**Problem to work on**
Look for the string "screenshot" in every line, and copy each line that has it.

**Exercise data**
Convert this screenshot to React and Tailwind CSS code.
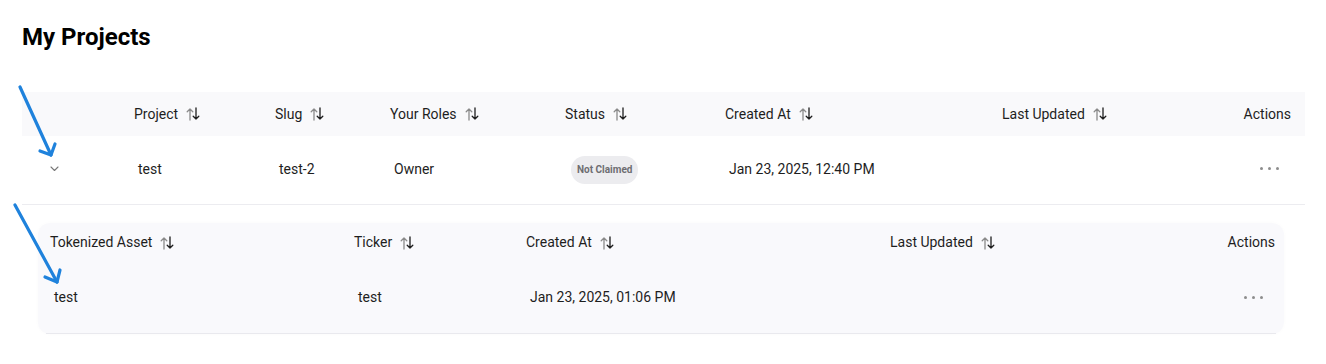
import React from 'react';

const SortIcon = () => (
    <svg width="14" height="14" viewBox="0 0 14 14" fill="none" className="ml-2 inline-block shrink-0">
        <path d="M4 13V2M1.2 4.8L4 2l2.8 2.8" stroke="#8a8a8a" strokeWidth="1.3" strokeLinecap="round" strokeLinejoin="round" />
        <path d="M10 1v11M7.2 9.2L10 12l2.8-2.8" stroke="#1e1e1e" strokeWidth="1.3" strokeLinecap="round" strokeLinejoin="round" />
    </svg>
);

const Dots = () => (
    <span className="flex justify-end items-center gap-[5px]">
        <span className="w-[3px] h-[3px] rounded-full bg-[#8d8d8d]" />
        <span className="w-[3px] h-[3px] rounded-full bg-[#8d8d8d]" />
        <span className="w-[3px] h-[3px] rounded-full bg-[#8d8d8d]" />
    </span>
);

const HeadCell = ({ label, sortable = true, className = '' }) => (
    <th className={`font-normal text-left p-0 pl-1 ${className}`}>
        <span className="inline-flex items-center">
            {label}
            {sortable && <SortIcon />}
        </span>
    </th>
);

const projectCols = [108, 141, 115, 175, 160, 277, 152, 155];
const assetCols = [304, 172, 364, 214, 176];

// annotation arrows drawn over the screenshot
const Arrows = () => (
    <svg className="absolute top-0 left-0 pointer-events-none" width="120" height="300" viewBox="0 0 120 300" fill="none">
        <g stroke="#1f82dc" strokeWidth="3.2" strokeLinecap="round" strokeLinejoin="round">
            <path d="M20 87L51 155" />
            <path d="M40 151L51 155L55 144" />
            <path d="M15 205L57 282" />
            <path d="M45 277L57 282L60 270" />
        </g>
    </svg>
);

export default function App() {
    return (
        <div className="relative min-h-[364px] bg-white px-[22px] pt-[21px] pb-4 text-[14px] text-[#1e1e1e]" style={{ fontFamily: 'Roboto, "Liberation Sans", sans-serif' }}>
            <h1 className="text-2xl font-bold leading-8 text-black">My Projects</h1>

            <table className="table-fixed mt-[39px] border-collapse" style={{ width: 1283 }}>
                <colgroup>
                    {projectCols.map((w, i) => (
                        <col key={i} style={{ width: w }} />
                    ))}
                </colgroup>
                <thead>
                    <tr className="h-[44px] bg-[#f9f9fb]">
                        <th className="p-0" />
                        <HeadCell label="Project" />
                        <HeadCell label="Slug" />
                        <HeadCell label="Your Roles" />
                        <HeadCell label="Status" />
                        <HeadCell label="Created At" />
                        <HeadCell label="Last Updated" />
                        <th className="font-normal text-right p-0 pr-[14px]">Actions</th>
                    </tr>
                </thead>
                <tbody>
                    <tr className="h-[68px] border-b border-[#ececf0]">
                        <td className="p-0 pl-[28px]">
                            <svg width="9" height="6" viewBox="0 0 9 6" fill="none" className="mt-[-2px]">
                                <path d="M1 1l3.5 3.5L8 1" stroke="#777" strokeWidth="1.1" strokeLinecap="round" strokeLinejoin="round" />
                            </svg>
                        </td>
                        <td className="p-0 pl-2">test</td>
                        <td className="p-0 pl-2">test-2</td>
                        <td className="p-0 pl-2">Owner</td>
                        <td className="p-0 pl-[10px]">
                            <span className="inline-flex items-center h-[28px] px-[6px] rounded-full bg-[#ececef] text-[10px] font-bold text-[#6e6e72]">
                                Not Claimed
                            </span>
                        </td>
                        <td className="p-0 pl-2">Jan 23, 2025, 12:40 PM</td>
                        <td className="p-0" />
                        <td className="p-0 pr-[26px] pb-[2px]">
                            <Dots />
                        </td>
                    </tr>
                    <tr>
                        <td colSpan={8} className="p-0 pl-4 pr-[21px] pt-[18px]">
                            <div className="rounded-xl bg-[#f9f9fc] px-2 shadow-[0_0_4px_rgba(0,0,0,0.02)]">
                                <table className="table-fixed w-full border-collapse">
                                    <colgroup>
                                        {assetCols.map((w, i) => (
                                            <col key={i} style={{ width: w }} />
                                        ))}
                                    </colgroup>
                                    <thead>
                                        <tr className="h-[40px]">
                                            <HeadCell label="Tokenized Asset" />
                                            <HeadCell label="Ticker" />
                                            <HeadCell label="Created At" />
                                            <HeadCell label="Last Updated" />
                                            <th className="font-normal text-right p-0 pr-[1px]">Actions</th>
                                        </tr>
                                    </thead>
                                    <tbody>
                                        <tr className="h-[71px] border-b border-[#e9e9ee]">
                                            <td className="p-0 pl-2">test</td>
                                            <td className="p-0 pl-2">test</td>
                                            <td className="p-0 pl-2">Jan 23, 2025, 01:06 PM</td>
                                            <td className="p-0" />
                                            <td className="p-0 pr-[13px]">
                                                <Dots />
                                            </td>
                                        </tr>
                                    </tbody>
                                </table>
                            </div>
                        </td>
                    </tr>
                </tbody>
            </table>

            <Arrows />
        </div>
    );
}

--

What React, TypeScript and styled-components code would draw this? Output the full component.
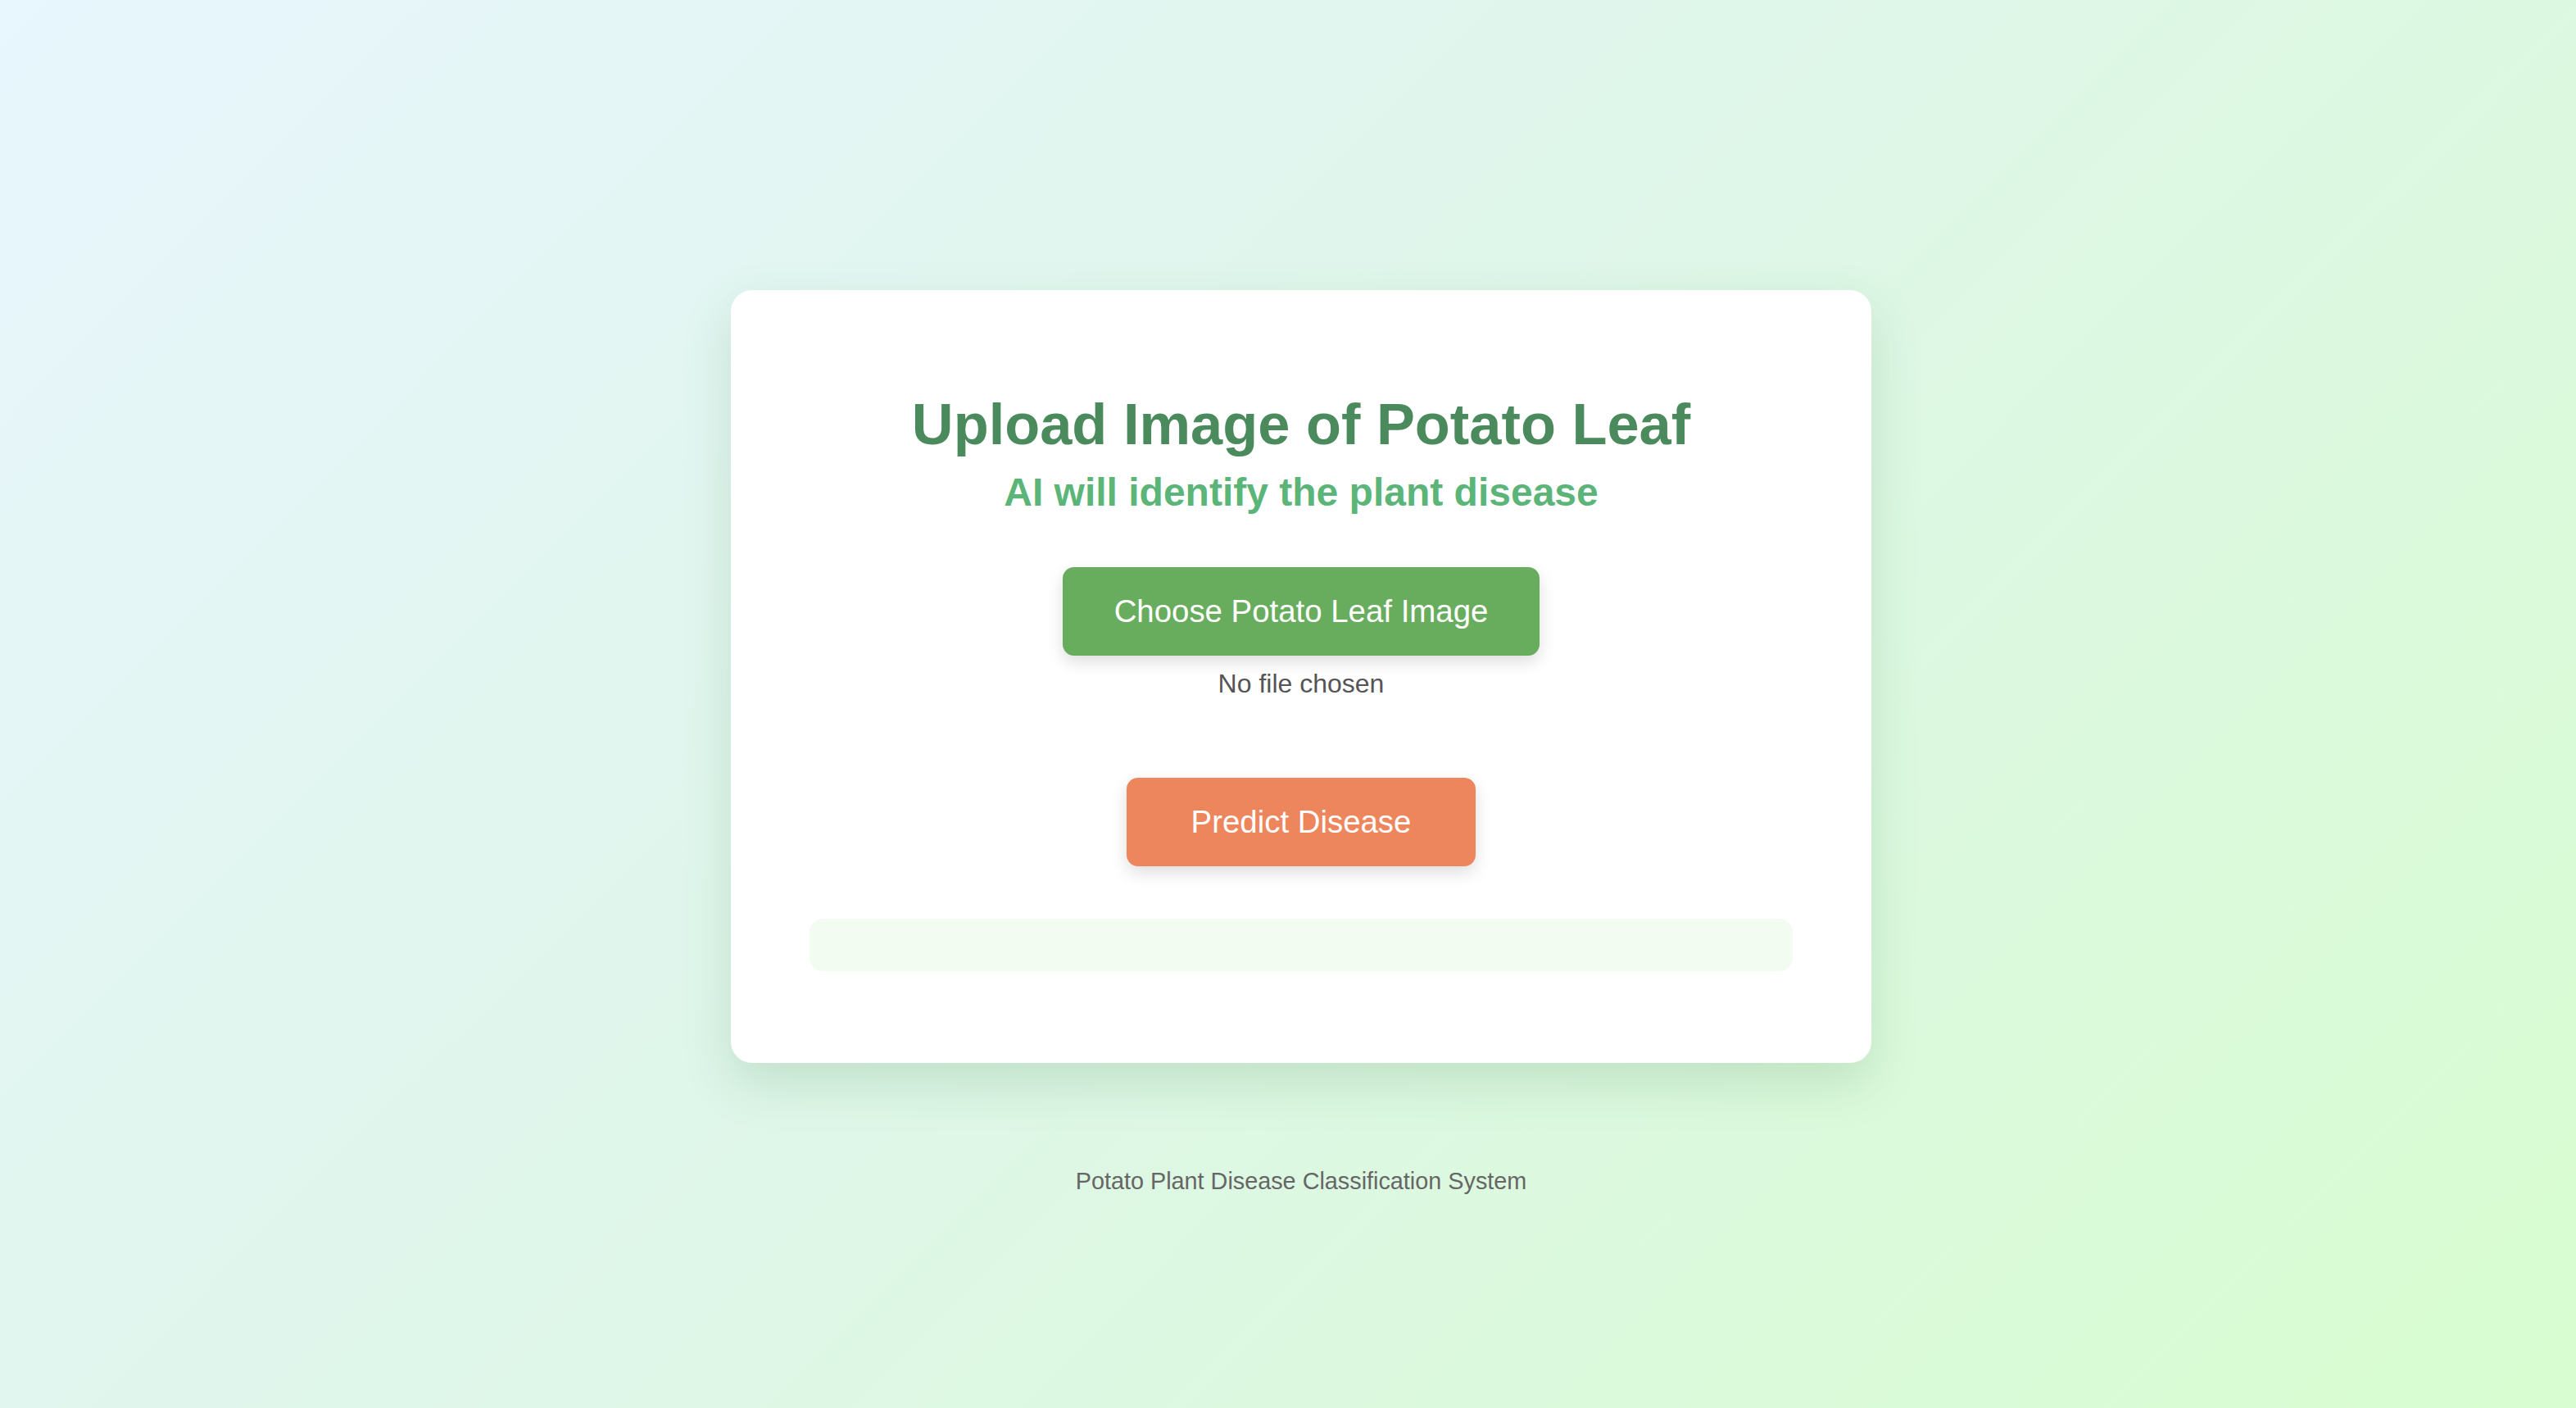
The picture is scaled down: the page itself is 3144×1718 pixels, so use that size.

**Reply**
Convert this screenshot to React and Tailwind CSS code.
// annotation arrows drawn over the screenshot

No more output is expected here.